The seller is not bound, however, to warrant against any latent defect known to the buyer or any apparent defect; an apparent defect is a defect that can be perceived by a prudent and diligent buyer without the need to resort to an expert.
1991, c. 64, a. 1726; I.N. 2014-05-01.

The most recent sale took place in 2007. In 2012, there was serious flooding in the basement after which, the owner noticed the presence of noxious odours. Tests carried out in 2013 and 2014 confirmed the presence of hydrocarbons in the soil. In 2015, an underground heating oil tank was discovered which was believed to be the cause of the contamination.

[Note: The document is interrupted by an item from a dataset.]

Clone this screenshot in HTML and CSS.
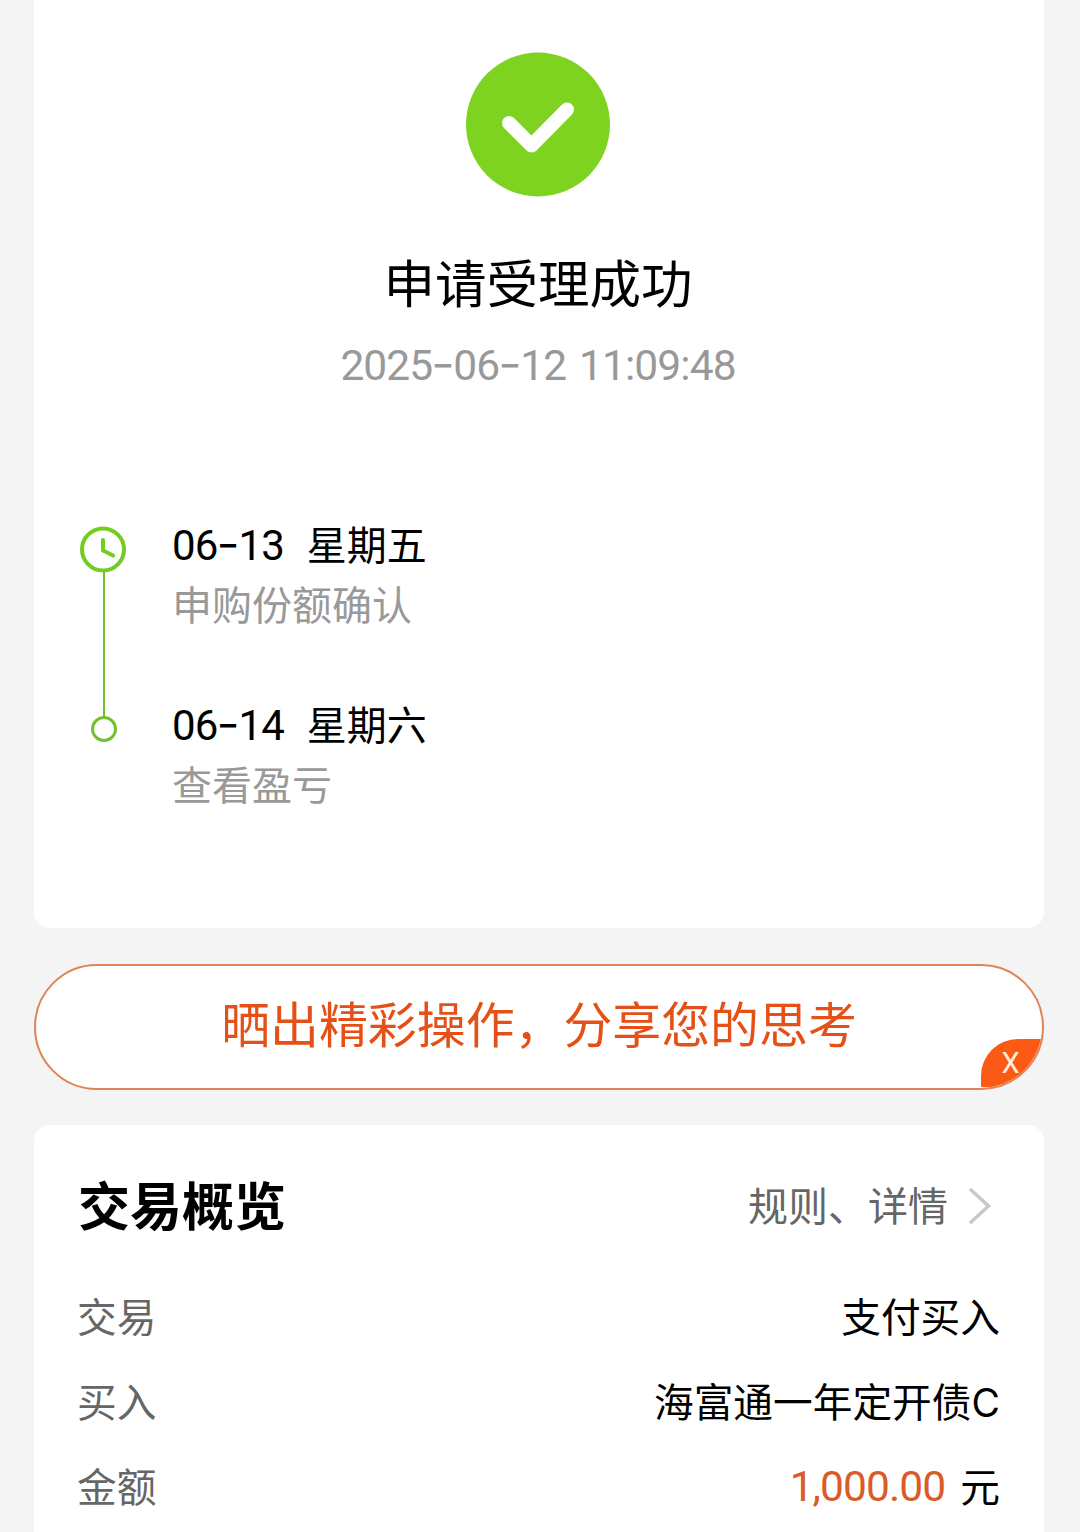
FILE: index.html
```html
<!DOCTYPE html>
<html lang="zh-CN">
<head>
<meta charset="utf-8">
<title>申请受理成功</title>
<link rel="stylesheet" href="styles.css">
</head>
<body>
<main class="page">
  <section class="card result">
    <svg class="result-icon" width="144" height="145" viewBox="0 0 144 145">
      <circle cx="72" cy="72.500" r="72" fill="#7ed321"/>
      <path d="M43 71L65.500 93.500L101 57.500" fill="none" stroke="#fff" stroke-width="14" stroke-linecap="round" stroke-linejoin="round"/>
    </svg>
    <h1 class="result-title">申请受理成功</h1>
    <p class="result-time num">2025<span class="dash">-</span>06<span class="dash">-</span>12 11:09:48</p>
    <ol class="timeline">
      <li class="step">
        <div class="track">
          <svg class="clock" width="46" height="46" viewBox="0 0 46 46" fill="none" stroke="#74cb22" stroke-width="4">
            <circle cx="23" cy="22.500" r="21"/>
            <path d="M23 13V23.500L33 28.500" stroke-linecap="round" stroke-linejoin="round"/>
          </svg>
          <span class="line"></span>
        </div>
        <div class="step-text">
          <p class="step-date"><span class="num">06<span class="dash">-</span>13</span><span class="weekday">星期五</span></p>
          <p class="step-note">申购份额确认</p>
        </div>
      </li>
      <li class="step">
        <div class="track"><span class="dot"></span></div>
        <div class="step-text">
          <p class="step-date"><span class="num">06<span class="dash">-</span>14</span><span class="weekday">星期六</span></p>
          <p class="step-note">查看盈亏</p>
        </div>
      </li>
    </ol>
  </section>

  <section class="share">
    <span class="share-text">晒出精彩操作，分享您的思考</span>
    <span class="share-close">X</span>
  </section>

  <section class="card overview">
    <header class="overview-head">
      <h2 class="overview-title">交易概览</h2>
      <a class="more"><span>规则、详情</span>
        <svg class="chevron" width="24" height="38" viewBox="0 0 24 38" fill="none" stroke="#c8c8c8" stroke-width="3.500"><path d="M2 2L20.500 19L2 36"/></svg>
      </a>
    </header>
    <dl class="rows">
      <div class="row"><dt>交易</dt><dd>支付买入</dd></div>
      <div class="row"><dt>买入</dt><dd>海富通一年定开债<span class="latin">C</span></dd></div>
      <div class="row"><dt>金额</dt><dd class="sum"><span class="amount num">1,000.00</span><span>元</span></dd></div>
    </dl>
  </section>
</main>
</body>
</html>
```
FILE: styles.css
```css
* { box-sizing: border-box; margin: 0; padding: 0; }

body {
  height: 1532px;
  overflow: hidden;
  background: #f4f4f4;
  color: #000;
  font-family: "Noto Sans CJK SC", sans-serif;
  font-size: 40px;
}

.page {
  display: flex;
  flex-direction: column;
  width: 1010px;
  margin-left: 34px;
}

.card { background: #fff; }

.result {
  display: flex;
  flex-direction: column;
  align-items: center;
  height: 928px;
  padding-top: 52px;
  border-radius: 0 0 16px 16px;
}

.result-icon { display: block; margin-right: 2px; }

.result-title {
  margin: 48px 2px 0 0;
  font-size: 51.5px;
  font-weight: 400;
  line-height: 72px;
}

.num {
  font-family: Roboto, "Noto Sans CJK SC", sans-serif;
  font-weight: 400;
  letter-spacing: -0.9px;
}

.dash {
  display: inline-block;
  width: 21px;
  font-family: Inter, sans-serif;
  font-weight: 400;
  text-align: center;
  transform: translateY(-1px) scaleX(1.2);
}

.result-time {
  margin: 18px 2px 0 0;
  color: #999;
  font-size: 42.5px;
  line-height: 60px;
  word-spacing: 3px;
}

.timeline {
  width: 100%;
  margin-top: 119px;
  padding-left: 46px;
  list-style: none;
}

.step { display: flex; height: 180px; }

.track {
  display: flex;
  flex-direction: column;
  align-items: center;
  width: 46px;
  padding-top: 12px;
}

.clock { flex: none; overflow: visible; }

.line {
  flex: none;
  width: 2px;
  height: 146px;
  margin: -1px 0 0 2px;
  background: #74c02f;
}

.dot {
  width: 26px;
  height: 26px;
  margin: 9px 0 0 1px;
  border: 3px solid #74c02f;
  border-radius: 50%;
}

.step-text { margin-left: 46px; }

.step-date { display: flex; gap: 23px; line-height: 60px; }

.step-date .num { font-size: 42px; }

.weekday { line-height: 56px; }

.step-note { margin-top: -3px; color: #999; line-height: 60px; }

.share {
  position: relative;
  height: 126px;
  margin: 36px 0 35px;
  overflow: hidden;
  border: 2px solid #e08355;
  border-radius: 63px;
  background: #fff;
  color: #e45016;
  text-align: center;
}

.share-text { font-size: 48.900px; line-height: 112px; }

.share-close {
  position: absolute;
  right: 0;
  bottom: 1px;
  width: 61px;
  height: 48px;
  padding-right: 2px;
  border-top-left-radius: 37px;
  background: #fa5a14;
  color: #fff0dc;
  font-family: Roboto, sans-serif;
  font-size: 29px;
  font-weight: 400;
  line-height: 48px;
}

.overview {
  height: 460px;
  padding: 46px 44px 0;
  border-radius: 16px;
}

.overview-head {
  display: flex;
  align-items: center;
  justify-content: space-between;
  height: 70px;
  padding-right: 8px;
}

.overview-title { font-size: 52px; font-weight: 700; line-height: 66px; }

.overview-title, .more span { padding-bottom: 4px; }

.more { display: flex; align-items: center; color: #666; line-height: 66px; }

.chevron { margin-left: 20px; }

.rows { margin-top: 31px; font-size: 39.700px; }

.row {
  display: flex;
  justify-content: space-between;
  height: 85px;
  line-height: 85px;
}

.row dt { margin-left: -1px; color: #666; }

.latin { font-family: Inter, sans-serif; font-weight: 400; font-size: 39px; }

.sum { display: flex; gap: 15px; }

.amount { color: #d95b27; font-size: 42.500px; line-height: 89px; }
```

Regarding Article 1725, the relevant “public law restrictions” are environmental protection statutes and regulations. To succeed, the buyer would have to establish that the contamination existed and the environmental protection law was in effect at the time of the sale. If the sale took place before the law came into effect, the buyer could not succeed on this ground.

Article 1726 requires the buyer to prove that the defect existed at the time of the sale; that the defect was not apparent; and that the defect either rendered the property unfit for its intended use or significantly diminished its usefulness to the extent that the buyer would not have bought it or paid so high a price if he would have been aware of it.

Regarding the most recent sale (i.e. Plaintiff’s claim), Article 1725 clearly applied. Article 1726 also applied since the presence of soil contamination made the property unfit for its intended use, which was to lease the property to earn rental income.

However, the outcome was different for the incidental actions in warranty that were brought against prior owners. For some of them, their purchases pre-dated the application of environmental statutes and regulations so they could not rely on Article 1725.

In addition, the fact that the soil contamination was not discovered until 2012 and had no palpable consequences before then was a bar to the application of Article 1726 since the prior owners could not establish that the latent defect (the soil contamination) diminished their use and enjoyment of the property.